Introduced in 2001, the Pulsar series turned out to be a big hit for Bajaj Auto in the Indian two-wheeler space. At a time when most manufacturers concentrated on fuel economy alone, Bajaj Auto introduced a bike that added performance to the mix. Needless to say, it was eagerly awaited (and later accepted) by young bikers who were in the market for a motorcycle that offered performance and styling but at an affordable price. Over the years, as newer manufacturers entered the segment, the Pulsar appeared to have lost the kind of grip it once had in the performance-orientated commuter segment.
In order to bring about a change, Bajaj, alongside refreshing the rest of the range, has launched the all-new Pulsar NS 160 as the successor to the ageing Pulsar 150. The latter will continue the legacy of the Pulsar brand but with a sporty appeal for the modern young commuter. Having spent time with the new NS 160 in Pune, we tell you more about the bike in six simple points:
The Bajaj Pulsar NS 160 borrows its design from Pulsar NS 200 — which was reintroduced by Bajaj earlier this year. While the overall design is identical, Bajaj has nicely given the smaller-engined bike a fresh look by using a dual-tone effect for the body panels.
The instrument console is the same as seen on the NS 200, and consists of an analogue tachometer and a digital display; the latter is for speed, fuel level, odometer and other information. The split-seats, clip-on bars, LED-tail lamps, 10-spoke alloy wheels have been carried over from the NS 200, and thus give the NS 160 the right amount of sportiness. Since most of the parts have been borrowed from the NS 200, the overall built quality and fit finish is good, too.
Engine and transmission
The Pulsar NS 160 is powered by a new 160.3 cc motor that has been derived from the Pulsar AS 150. The air-cooled unit has been upgraded as it now comes with oil-cooling and a 4-valve setup. It produces 15.28 bhp@8500 rpm and 1.48 kgm@6500 rpm, and comes mated to a 5-speed gearbox. The power delivery is concentrated in the lows and mids, which allows the NS 160 to pick up speed rather quickly. Notably, Bajaj has done a good job in reducing the engine vibrations which normally creep in at speed of 50kph. It is only after crossing 70 kph that vibrations were felt at the handlebars and foot pegs. The clutch is easy to operate and does not require much effort which further aids when commuting, especially in traffic.
Ride and handling
Being a sport commuter, Bajaj has paid special attention to the NS 160’s suspension setup. In spite of the bad roads due to the rains, the NS 160 managed to absorb most of the undulations with ease, thus returning a comfortable ride. This has been achieved by setting the telescopic forks at the front and monoshock at the rear to a slightly softer setup. The NS 160 is also the only bike in its segment to feature a perimeter frame which makes it one the best handlers in the segment.

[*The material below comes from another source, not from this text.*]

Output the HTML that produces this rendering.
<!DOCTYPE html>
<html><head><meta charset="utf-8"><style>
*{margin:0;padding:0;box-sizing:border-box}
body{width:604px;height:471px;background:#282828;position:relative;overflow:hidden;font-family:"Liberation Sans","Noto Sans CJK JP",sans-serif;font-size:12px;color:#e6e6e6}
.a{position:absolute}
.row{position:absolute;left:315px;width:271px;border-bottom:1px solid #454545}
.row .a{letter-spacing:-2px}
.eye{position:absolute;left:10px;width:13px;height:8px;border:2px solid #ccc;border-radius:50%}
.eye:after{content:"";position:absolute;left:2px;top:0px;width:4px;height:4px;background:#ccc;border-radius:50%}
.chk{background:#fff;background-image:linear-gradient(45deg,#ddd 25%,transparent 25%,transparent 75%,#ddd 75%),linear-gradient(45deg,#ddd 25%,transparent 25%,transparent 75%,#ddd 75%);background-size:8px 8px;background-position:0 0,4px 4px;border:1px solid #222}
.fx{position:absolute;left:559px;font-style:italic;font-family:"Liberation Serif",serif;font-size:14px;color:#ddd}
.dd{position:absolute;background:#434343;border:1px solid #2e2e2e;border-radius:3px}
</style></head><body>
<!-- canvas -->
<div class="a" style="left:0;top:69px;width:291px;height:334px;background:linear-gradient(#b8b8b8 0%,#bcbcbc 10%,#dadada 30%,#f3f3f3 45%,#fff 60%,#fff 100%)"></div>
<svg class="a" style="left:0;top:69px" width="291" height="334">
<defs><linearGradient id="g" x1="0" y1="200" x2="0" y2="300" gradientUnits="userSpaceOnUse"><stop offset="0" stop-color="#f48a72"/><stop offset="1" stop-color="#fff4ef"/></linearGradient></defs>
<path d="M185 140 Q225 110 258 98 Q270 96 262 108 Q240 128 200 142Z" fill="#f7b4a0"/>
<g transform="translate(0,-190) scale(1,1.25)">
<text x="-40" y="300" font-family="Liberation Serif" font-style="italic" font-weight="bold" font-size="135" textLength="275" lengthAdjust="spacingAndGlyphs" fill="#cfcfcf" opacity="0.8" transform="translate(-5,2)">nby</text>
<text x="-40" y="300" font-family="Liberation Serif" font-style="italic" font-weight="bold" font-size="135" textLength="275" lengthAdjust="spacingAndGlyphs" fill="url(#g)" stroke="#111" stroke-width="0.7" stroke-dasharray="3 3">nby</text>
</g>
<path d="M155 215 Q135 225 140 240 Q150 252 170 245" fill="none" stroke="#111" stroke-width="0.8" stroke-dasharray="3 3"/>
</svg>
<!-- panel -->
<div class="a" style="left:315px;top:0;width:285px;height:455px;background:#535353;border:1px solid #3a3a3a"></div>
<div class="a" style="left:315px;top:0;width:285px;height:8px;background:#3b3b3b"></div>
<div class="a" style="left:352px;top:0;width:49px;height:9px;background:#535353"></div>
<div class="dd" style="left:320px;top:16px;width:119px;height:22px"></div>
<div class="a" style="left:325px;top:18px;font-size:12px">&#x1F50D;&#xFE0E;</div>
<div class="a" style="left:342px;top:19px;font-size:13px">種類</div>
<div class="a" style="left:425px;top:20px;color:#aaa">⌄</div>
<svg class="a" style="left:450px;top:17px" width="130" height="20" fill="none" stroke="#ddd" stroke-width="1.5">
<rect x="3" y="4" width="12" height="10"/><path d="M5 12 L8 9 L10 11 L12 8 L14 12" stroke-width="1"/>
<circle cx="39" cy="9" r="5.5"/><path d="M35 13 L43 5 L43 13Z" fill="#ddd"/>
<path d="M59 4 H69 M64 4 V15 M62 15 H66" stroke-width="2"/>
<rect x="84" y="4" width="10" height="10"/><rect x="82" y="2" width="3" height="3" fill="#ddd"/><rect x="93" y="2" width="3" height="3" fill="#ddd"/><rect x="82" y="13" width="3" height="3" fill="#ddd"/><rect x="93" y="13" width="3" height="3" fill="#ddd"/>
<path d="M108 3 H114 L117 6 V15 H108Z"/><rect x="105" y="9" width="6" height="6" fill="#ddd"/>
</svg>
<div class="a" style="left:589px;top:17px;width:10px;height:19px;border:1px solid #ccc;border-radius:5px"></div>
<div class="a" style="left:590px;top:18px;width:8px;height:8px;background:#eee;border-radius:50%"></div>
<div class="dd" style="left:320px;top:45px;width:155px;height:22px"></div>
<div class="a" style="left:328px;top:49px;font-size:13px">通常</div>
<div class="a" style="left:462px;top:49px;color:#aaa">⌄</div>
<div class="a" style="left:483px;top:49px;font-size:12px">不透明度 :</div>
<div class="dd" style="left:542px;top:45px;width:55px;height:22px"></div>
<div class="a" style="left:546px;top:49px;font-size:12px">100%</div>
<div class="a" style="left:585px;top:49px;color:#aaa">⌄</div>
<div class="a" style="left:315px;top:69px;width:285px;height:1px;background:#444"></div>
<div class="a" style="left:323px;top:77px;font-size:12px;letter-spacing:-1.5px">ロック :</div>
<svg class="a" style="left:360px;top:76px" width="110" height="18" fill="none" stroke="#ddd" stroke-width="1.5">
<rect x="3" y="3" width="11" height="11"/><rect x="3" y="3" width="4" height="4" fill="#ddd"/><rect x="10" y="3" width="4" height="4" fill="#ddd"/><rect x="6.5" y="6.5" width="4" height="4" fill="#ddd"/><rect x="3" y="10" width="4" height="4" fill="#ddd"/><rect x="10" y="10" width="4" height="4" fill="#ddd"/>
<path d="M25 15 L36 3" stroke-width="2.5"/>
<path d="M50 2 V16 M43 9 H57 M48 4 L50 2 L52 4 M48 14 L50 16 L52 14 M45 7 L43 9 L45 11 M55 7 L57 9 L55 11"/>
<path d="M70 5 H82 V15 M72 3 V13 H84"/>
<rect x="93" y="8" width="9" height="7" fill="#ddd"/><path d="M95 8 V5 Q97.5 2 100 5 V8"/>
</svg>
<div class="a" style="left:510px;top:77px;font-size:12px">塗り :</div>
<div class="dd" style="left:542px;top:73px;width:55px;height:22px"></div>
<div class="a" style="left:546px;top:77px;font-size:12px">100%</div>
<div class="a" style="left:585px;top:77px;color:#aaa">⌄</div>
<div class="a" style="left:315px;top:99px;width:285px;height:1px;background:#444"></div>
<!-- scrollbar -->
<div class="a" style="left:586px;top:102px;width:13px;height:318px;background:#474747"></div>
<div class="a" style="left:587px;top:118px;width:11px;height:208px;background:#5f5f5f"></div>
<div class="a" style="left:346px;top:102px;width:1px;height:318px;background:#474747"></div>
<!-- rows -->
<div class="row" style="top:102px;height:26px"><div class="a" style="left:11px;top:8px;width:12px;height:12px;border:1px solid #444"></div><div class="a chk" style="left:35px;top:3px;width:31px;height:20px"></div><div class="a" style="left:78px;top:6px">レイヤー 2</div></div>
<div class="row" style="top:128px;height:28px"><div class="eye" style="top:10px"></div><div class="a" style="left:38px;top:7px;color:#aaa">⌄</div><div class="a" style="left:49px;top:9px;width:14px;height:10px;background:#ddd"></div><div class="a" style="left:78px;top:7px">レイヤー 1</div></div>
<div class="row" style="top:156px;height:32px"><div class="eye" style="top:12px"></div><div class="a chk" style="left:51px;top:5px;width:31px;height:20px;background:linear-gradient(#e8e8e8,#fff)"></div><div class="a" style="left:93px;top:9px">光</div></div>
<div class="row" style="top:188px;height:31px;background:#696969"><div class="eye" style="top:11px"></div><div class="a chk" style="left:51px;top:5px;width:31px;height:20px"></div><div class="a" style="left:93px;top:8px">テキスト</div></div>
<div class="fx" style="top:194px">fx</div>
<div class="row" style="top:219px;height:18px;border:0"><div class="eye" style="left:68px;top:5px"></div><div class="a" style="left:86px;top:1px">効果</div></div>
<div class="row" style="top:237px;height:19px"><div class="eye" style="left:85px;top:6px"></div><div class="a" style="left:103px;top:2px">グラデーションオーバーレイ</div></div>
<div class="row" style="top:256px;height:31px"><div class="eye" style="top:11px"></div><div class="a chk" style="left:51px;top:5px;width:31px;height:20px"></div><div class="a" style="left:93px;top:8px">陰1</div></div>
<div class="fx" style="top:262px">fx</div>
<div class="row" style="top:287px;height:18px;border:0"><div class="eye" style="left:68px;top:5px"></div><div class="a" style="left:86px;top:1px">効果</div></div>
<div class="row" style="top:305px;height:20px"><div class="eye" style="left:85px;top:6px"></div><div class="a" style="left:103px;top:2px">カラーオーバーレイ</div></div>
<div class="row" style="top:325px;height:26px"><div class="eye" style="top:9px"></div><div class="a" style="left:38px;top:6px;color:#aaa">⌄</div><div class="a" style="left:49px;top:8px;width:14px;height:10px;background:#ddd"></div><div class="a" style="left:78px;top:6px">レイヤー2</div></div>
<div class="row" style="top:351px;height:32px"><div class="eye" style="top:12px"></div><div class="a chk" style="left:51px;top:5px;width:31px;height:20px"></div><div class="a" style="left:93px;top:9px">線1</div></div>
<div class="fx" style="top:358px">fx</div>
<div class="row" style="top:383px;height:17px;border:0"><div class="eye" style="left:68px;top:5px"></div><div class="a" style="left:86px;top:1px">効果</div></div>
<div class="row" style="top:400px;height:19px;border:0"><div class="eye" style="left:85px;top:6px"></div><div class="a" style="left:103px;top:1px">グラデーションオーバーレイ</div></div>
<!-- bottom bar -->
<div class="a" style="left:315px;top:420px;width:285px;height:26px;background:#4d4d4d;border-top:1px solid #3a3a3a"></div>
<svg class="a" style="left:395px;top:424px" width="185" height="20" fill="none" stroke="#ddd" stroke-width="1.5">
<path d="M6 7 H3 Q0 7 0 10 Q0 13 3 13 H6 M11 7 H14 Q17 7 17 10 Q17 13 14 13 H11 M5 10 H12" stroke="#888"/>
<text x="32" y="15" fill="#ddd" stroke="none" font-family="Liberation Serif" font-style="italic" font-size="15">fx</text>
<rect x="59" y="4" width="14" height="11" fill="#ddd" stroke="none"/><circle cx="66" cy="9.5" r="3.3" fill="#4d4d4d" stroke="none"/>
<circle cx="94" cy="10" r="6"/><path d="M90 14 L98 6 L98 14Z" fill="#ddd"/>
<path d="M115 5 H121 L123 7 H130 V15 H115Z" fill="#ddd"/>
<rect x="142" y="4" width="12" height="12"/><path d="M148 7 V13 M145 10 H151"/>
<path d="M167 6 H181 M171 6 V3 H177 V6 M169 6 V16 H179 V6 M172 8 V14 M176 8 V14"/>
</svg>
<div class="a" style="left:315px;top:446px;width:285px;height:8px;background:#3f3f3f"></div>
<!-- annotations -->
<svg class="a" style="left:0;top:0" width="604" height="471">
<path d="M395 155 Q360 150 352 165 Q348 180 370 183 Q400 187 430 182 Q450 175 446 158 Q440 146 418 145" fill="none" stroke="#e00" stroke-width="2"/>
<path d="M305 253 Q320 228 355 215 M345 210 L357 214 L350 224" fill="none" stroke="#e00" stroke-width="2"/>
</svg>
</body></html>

Also, unlike its competitors which feature fatter tyres, the NS 160 rides on an 80/100 tyre at the front and a 110/80 one at the rear, both on 17-inch wheels which do a decent job in providing the necessary grip while braking and cornering.

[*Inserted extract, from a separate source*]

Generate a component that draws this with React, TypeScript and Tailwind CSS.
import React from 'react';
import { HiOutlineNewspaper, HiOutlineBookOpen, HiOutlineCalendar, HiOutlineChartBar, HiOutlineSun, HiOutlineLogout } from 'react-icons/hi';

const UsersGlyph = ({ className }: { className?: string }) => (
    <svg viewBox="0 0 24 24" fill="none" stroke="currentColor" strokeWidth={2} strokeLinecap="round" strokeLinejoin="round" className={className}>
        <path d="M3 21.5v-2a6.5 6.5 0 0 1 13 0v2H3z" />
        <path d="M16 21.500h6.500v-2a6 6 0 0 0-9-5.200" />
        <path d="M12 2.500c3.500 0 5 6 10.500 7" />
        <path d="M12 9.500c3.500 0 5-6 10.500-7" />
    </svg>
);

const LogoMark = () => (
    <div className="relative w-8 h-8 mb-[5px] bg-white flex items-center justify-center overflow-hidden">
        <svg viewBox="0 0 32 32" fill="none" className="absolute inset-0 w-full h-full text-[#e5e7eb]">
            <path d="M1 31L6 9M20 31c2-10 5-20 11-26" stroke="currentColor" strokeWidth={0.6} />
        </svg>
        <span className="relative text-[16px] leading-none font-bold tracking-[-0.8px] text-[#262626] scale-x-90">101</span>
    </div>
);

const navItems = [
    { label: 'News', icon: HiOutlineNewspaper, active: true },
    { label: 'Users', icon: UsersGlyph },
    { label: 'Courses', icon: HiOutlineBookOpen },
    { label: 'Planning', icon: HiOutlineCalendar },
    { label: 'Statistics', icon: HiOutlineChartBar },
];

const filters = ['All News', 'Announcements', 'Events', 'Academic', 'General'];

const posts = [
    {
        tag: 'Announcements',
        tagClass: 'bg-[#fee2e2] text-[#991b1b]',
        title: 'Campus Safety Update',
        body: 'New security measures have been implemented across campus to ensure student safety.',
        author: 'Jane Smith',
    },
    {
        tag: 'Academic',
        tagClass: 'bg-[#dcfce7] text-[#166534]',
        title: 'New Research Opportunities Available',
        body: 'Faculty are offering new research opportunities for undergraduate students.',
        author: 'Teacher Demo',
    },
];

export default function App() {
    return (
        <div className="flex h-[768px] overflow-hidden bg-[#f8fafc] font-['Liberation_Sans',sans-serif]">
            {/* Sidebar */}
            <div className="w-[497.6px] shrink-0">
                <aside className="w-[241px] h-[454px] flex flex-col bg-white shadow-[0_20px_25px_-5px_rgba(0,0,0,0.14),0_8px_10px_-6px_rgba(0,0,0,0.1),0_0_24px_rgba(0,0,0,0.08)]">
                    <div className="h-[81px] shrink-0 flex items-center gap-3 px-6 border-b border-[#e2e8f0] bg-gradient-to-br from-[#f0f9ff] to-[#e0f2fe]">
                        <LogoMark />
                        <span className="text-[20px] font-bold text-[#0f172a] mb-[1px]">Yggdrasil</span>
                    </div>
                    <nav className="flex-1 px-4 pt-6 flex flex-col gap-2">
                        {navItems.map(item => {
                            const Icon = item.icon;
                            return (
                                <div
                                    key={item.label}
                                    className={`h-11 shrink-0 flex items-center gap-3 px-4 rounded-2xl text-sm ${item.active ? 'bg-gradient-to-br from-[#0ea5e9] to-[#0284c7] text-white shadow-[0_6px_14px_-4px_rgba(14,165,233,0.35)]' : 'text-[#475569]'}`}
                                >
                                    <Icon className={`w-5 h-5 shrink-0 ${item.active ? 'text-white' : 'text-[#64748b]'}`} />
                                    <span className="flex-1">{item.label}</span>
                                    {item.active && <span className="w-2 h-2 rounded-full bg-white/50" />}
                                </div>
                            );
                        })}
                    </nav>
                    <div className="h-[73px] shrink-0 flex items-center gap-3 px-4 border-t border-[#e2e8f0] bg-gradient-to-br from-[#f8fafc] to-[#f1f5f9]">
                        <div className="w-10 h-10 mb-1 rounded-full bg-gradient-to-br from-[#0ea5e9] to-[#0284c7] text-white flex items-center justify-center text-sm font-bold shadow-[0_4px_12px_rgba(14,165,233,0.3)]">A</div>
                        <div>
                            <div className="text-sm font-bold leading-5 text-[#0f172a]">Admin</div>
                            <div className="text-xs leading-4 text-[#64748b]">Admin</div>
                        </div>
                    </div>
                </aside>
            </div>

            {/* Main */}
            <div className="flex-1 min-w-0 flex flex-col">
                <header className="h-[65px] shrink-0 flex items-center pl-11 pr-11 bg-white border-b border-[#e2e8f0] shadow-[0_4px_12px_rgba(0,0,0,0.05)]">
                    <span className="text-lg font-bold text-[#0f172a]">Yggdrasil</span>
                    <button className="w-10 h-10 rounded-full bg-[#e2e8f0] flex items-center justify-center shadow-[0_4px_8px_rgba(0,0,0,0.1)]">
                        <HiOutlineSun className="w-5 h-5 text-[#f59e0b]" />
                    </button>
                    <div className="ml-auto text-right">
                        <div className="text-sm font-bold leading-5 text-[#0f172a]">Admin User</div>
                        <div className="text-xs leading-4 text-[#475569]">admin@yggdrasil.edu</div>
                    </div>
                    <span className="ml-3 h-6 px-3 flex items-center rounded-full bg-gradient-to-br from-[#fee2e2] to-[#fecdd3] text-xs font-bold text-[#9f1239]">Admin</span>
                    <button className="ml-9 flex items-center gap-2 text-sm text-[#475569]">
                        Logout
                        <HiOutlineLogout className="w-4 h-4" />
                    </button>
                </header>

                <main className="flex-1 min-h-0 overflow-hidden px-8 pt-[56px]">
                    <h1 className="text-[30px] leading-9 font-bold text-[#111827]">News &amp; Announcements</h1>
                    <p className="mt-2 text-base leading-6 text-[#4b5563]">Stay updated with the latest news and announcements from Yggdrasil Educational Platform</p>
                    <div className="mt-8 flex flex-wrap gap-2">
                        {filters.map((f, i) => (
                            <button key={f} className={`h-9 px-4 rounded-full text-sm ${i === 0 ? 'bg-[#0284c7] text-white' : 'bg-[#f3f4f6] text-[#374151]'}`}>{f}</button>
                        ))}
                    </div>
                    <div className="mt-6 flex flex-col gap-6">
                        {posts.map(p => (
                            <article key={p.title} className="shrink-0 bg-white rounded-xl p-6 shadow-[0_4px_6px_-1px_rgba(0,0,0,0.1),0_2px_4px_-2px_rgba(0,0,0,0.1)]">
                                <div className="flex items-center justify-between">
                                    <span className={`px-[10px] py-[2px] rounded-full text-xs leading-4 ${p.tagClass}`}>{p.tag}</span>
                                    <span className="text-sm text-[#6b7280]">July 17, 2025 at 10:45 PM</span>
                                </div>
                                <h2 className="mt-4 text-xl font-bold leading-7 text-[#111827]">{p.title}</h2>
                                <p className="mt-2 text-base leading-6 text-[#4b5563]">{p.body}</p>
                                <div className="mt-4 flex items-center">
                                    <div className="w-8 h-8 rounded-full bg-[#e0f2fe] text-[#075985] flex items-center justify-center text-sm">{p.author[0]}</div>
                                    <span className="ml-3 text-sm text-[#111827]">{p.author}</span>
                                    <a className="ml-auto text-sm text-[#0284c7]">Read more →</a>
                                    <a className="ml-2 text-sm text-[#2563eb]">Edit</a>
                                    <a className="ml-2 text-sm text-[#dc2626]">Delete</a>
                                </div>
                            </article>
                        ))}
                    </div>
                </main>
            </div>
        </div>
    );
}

The NS 160 features a 240mm disc at the front and has a 130mm drum for the rear. Although the disc is not the largest in the segment, the disc-drum setup however does offer does a good job at shedding speeds with enough bite and a nice progressive feel. While a disc brake for the rear would have been welcomed, we expect Bajaj to provide it later as an optional extra.
Bajaj claims the NS 160 will return an average of 40-45kmpl in the real world conditions, which is ideal for a 160 cc offering — and almost at par with most of its rivals. With a fuel tank capacity of 12 litres, the NS 160 offers a range of 480-540 km — not too bad, either!
Pricing and competition
Bajaj has clearly put in a lot of effort in making the NS 160. From the buyer’s perspective, the Pulsar NS 160 is a bike that offers attractive styling, nimble handling and a potent motor — all packed together with a lucrative price tag.

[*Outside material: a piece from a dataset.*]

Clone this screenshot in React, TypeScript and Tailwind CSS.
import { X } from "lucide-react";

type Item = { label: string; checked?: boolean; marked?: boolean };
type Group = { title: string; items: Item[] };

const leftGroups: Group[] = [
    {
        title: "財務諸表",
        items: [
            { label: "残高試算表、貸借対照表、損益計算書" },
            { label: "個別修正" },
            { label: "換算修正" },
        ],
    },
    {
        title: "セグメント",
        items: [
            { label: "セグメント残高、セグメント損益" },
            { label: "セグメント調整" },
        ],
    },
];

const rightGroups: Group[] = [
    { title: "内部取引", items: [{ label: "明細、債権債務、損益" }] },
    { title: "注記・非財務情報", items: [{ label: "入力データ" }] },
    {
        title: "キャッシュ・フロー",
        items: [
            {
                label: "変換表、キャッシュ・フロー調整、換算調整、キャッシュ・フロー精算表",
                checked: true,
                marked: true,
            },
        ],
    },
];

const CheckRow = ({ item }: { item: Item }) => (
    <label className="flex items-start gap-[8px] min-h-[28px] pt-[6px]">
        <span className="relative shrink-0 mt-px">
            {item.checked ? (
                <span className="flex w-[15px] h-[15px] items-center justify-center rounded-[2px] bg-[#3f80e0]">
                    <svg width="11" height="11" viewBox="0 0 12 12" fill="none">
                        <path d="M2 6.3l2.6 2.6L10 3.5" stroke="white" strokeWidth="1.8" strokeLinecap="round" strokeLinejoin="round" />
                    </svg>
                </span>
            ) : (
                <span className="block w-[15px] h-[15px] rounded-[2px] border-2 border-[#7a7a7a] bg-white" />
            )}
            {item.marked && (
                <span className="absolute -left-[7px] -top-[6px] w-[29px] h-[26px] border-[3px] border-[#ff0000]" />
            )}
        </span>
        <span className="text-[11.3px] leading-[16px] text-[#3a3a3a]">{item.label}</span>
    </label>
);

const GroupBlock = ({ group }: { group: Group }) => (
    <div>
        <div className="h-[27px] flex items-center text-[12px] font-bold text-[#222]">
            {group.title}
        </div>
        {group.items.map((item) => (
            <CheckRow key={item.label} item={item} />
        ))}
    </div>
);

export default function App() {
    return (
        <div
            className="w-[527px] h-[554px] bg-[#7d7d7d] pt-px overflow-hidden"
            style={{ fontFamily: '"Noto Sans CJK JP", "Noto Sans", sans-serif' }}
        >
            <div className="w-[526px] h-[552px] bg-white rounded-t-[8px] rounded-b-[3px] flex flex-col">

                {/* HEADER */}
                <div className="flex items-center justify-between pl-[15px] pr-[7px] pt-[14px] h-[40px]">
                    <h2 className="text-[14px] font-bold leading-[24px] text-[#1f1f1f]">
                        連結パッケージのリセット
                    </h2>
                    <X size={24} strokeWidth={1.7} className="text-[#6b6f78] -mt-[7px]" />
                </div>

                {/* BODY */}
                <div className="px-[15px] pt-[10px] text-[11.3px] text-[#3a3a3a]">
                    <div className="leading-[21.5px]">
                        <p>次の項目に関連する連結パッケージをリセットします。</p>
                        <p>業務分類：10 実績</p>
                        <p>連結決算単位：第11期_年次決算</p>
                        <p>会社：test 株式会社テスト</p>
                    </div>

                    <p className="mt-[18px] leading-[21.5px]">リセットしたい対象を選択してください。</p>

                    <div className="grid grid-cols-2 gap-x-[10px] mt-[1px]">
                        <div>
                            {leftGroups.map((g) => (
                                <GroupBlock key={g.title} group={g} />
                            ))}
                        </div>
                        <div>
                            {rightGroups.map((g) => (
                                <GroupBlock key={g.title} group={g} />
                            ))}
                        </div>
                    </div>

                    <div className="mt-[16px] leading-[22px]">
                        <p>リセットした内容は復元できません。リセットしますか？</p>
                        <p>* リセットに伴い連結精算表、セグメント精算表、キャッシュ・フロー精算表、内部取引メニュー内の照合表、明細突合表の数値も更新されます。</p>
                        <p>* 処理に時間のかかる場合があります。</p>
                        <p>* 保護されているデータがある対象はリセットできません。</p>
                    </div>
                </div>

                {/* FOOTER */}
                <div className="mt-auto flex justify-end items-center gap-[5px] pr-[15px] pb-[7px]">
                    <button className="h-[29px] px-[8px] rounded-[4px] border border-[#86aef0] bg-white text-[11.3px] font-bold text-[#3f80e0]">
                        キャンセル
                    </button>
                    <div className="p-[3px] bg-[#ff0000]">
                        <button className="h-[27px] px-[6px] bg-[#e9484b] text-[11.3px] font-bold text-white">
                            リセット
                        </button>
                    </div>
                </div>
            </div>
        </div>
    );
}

At Rs 78,368 (ex-showroom, Delhi), the Pulsar NS 160 finds itself right in the middle of its competition. Ticking the right boxes for a good motorcycle, the Bajaj Pulsar NS 160 may no longer be the most affordable performance-orientated bike in the 150-160 segment, but it surely makes for a worthy competitor to the Suzuki Gixxer, Yamaha FZ Fi and Honda CB Hornet 160R.